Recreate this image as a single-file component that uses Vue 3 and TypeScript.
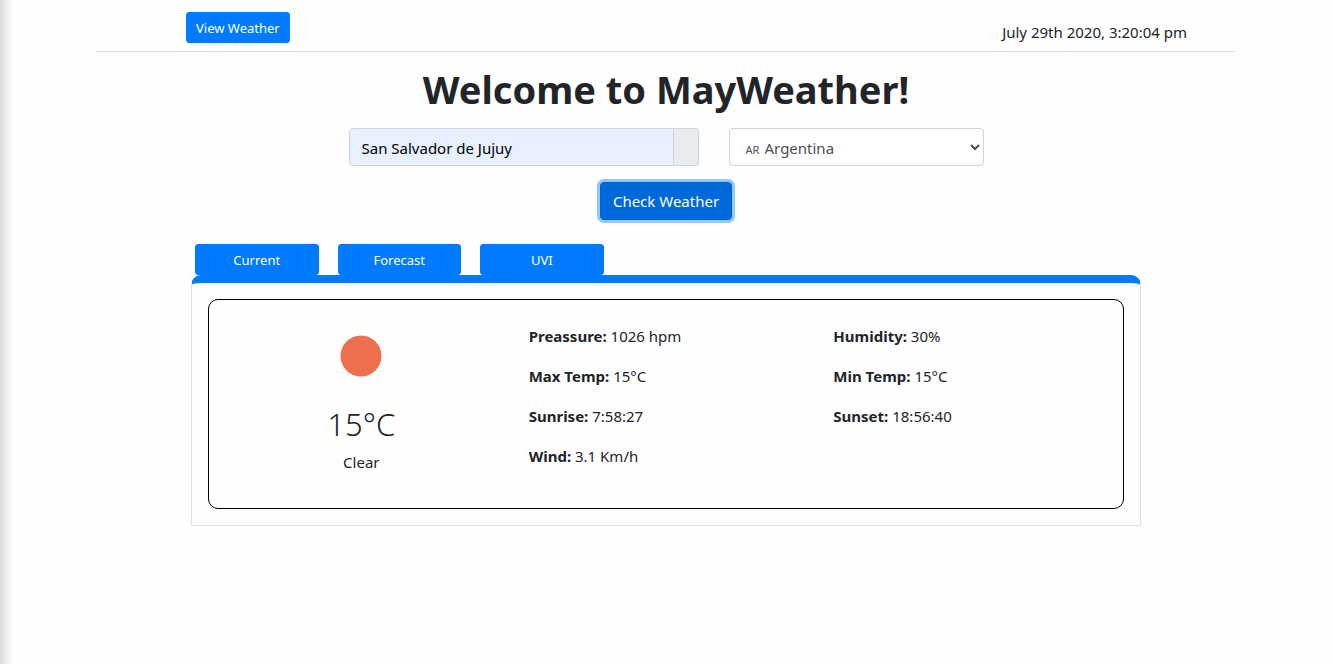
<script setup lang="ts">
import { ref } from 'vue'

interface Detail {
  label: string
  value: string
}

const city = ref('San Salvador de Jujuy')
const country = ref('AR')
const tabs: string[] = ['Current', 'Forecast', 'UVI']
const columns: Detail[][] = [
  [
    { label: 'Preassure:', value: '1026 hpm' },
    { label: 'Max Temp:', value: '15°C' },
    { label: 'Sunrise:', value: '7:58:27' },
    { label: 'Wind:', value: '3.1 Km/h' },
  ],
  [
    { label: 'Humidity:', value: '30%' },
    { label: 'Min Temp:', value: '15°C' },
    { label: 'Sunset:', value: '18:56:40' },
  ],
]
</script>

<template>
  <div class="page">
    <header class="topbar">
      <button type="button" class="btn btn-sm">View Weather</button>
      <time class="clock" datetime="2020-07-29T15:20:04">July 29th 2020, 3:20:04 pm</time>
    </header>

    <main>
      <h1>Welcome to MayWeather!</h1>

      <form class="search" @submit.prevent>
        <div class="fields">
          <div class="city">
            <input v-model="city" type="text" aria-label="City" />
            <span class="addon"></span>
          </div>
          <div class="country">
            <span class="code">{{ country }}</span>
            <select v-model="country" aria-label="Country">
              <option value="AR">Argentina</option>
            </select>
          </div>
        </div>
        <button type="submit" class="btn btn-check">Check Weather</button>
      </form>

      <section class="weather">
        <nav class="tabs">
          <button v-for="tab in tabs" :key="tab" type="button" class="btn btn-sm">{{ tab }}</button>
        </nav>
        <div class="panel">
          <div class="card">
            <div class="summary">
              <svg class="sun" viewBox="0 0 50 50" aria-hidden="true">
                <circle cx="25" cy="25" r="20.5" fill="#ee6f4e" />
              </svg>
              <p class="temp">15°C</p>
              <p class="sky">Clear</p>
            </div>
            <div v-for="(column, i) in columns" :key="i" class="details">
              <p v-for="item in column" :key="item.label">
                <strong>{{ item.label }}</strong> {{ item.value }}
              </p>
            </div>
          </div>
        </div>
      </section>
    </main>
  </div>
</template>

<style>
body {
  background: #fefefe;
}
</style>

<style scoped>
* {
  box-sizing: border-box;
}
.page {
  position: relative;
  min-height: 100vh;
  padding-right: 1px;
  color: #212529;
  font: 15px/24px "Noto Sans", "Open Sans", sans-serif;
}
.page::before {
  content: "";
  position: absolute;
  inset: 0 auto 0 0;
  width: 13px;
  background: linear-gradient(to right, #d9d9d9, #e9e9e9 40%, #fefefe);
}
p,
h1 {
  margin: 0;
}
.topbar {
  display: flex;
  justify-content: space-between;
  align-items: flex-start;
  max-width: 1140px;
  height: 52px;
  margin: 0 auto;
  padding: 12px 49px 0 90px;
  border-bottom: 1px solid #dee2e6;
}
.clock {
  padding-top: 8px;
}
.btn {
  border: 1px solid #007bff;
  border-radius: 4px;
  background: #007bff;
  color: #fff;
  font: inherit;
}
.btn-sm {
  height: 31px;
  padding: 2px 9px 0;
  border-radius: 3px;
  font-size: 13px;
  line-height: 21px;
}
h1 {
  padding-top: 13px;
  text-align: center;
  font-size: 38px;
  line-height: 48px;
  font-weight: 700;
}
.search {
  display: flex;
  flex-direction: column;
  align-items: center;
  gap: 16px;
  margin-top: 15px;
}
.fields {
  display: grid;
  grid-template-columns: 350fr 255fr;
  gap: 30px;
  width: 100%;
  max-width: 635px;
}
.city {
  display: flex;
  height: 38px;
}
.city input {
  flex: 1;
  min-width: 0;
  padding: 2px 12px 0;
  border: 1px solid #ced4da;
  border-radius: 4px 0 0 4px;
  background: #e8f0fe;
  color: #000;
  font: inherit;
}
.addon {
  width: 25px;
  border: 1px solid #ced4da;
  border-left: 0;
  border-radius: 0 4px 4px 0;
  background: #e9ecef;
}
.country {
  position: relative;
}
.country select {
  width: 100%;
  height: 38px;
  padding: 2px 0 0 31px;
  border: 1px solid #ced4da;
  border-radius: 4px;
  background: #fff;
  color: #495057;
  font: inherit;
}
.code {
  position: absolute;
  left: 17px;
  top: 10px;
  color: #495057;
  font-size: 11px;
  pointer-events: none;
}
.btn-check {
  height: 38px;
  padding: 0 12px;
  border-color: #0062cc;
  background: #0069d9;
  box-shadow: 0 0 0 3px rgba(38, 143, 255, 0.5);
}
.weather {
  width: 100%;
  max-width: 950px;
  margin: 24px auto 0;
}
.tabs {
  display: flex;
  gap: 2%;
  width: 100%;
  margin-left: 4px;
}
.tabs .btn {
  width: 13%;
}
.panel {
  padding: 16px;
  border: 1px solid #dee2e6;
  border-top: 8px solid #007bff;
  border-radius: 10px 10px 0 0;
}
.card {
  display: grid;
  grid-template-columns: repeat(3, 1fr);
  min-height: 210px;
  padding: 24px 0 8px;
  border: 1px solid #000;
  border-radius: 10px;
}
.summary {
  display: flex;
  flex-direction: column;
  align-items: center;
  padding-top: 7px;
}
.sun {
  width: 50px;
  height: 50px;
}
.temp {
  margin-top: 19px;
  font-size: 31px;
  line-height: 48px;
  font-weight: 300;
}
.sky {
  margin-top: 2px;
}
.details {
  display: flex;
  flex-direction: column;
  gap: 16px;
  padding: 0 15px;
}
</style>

§ What the exercise asks: In the copy, include no pictures; restate the listing above exactly.

§ Solution for this task:
Recreate this image as a single-file component that uses Vue 3 and TypeScript.
<script setup lang="ts">
import { ref } from 'vue'

interface Detail {
  label: string
  value: string
}

const city = ref('San Salvador de Jujuy')
const country = ref('AR')
const tabs: string[] = ['Current', 'Forecast', 'UVI']
const columns: Detail[][] = [
  [
    { label: 'Preassure:', value: '1026 hpm' },
    { label: 'Max Temp:', value: '15°C' },
    { label: 'Sunrise:', value: '7:58:27' },
    { label: 'Wind:', value: '3.1 Km/h' },
  ],
  [
    { label: 'Humidity:', value: '30%' },
    { label: 'Min Temp:', value: '15°C' },
    { label: 'Sunset:', value: '18:56:40' },
  ],
]
</script>

<template>
  <div class="page">
    <header class="topbar">
      <button type="button" class="btn btn-sm">View Weather</button>
      <time class="clock" datetime="2020-07-29T15:20:04">July 29th 2020, 3:20:04 pm</time>
    </header>

    <main>
      <h1>Welcome to MayWeather!</h1>

      <form class="search" @submit.prevent>
        <div class="fields">
          <div class="city">
            <input v-model="city" type="text" aria-label="City" />
            <span class="addon"></span>
          </div>
          <div class="country">
            <span class="code">{{ country }}</span>
            <select v-model="country" aria-label="Country">
              <option value="AR">Argentina</option>
            </select>
          </div>
        </div>
        <button type="submit" class="btn btn-check">Check Weather</button>
      </form>

      <section class="weather">
        <nav class="tabs">
          <button v-for="tab in tabs" :key="tab" type="button" class="btn btn-sm">{{ tab }}</button>
        </nav>
        <div class="panel">
          <div class="card">
            <div class="summary">
              <svg class="sun" viewBox="0 0 50 50" aria-hidden="true">
                <circle cx="25" cy="25" r="20.5" fill="#ee6f4e" />
              </svg>
              <p class="temp">15°C</p>
              <p class="sky">Clear</p>
            </div>
            <div v-for="(column, i) in columns" :key="i" class="details">
              <p v-for="item in column" :key="item.label">
                <strong>{{ item.label }}</strong> {{ item.value }}
              </p>
            </div>
          </div>
        </div>
      </section>
    </main>
  </div>
</template>

<style>
body {
  background: #fefefe;
}
</style>

<style scoped>
* {
  box-sizing: border-box;
}
.page {
  position: relative;
  min-height: 100vh;
  padding-right: 1px;
  color: #212529;
  font: 15px/24px "Noto Sans", "Open Sans", sans-serif;
}
.page::before {
  content: "";
  position: absolute;
  inset: 0 auto 0 0;
  width: 13px;
  background: linear-gradient(to right, #d9d9d9, #e9e9e9 40%, #fefefe);
}
p,
h1 {
  margin: 0;
}
.topbar {
  display: flex;
  justify-content: space-between;
  align-items: flex-start;
  max-width: 1140px;
  height: 52px;
  margin: 0 auto;
  padding: 12px 49px 0 90px;
  border-bottom: 1px solid #dee2e6;
}
.clock {
  padding-top: 8px;
}
.btn {
  border: 1px solid #007bff;
  border-radius: 4px;
  background: #007bff;
  color: #fff;
  font: inherit;
}
.btn-sm {
  height: 31px;
  padding: 2px 9px 0;
  border-radius: 3px;
  font-size: 13px;
  line-height: 21px;
}
h1 {
  padding-top: 13px;
  text-align: center;
  font-size: 38px;
  line-height: 48px;
  font-weight: 700;
}
.search {
  display: flex;
  flex-direction: column;
  align-items: center;
  gap: 16px;
  margin-top: 15px;
}
.fields {
  display: grid;
  grid-template-columns: 350fr 255fr;
  gap: 30px;
  width: 100%;
  max-width: 635px;
}
.city {
  display: flex;
  height: 38px;
}
.city input {
  flex: 1;
  min-width: 0;
  padding: 2px 12px 0;
  border: 1px solid #ced4da;
  border-radius: 4px 0 0 4px;
  background: #e8f0fe;
  color: #000;
  font: inherit;
}
.addon {
  width: 25px;
  border: 1px solid #ced4da;
  border-left: 0;
  border-radius: 0 4px 4px 0;
  background: #e9ecef;
}
.country {
  position: relative;
}
.country select {
  width: 100%;
  height: 38px;
  padding: 2px 0 0 31px;
  border: 1px solid #ced4da;
  border-radius: 4px;
  background: #fff;
  color: #495057;
  font: inherit;
}
.code {
  position: absolute;
  left: 17px;
  top: 10px;
  color: #495057;
  font-size: 11px;
  pointer-events: none;
}
.btn-check {
  height: 38px;
  padding: 0 12px;
  border-color: #0062cc;
  background: #0069d9;
  box-shadow: 0 0 0 3px rgba(38, 143, 255, 0.5);
}
.weather {
  width: 100%;
  max-width: 950px;
  margin: 24px auto 0;
}
.tabs {
  display: flex;
  gap: 2%;
  width: 100%;
  margin-left: 4px;
}
.tabs .btn {
  width: 13%;
}
.panel {
  padding: 16px;
  border: 1px solid #dee2e6;
  border-top: 8px solid #007bff;
  border-radius: 10px 10px 0 0;
}
.card {
  display: grid;
  grid-template-columns: repeat(3, 1fr);
  min-height: 210px;
  padding: 24px 0 8px;
  border: 1px solid #000;
  border-radius: 10px;
}
.summary {
  display: flex;
  flex-direction: column;
  align-items: center;
  padding-top: 7px;
}
.sun {
  width: 50px;
  height: 50px;
}
.temp {
  margin-top: 19px;
  font-size: 31px;
  line-height: 48px;
  font-weight: 300;
}
.sky {
  margin-top: 2px;
}
.details {
  display: flex;
  flex-direction: column;
  gap: 16px;
  padding: 0 15px;
}
</style>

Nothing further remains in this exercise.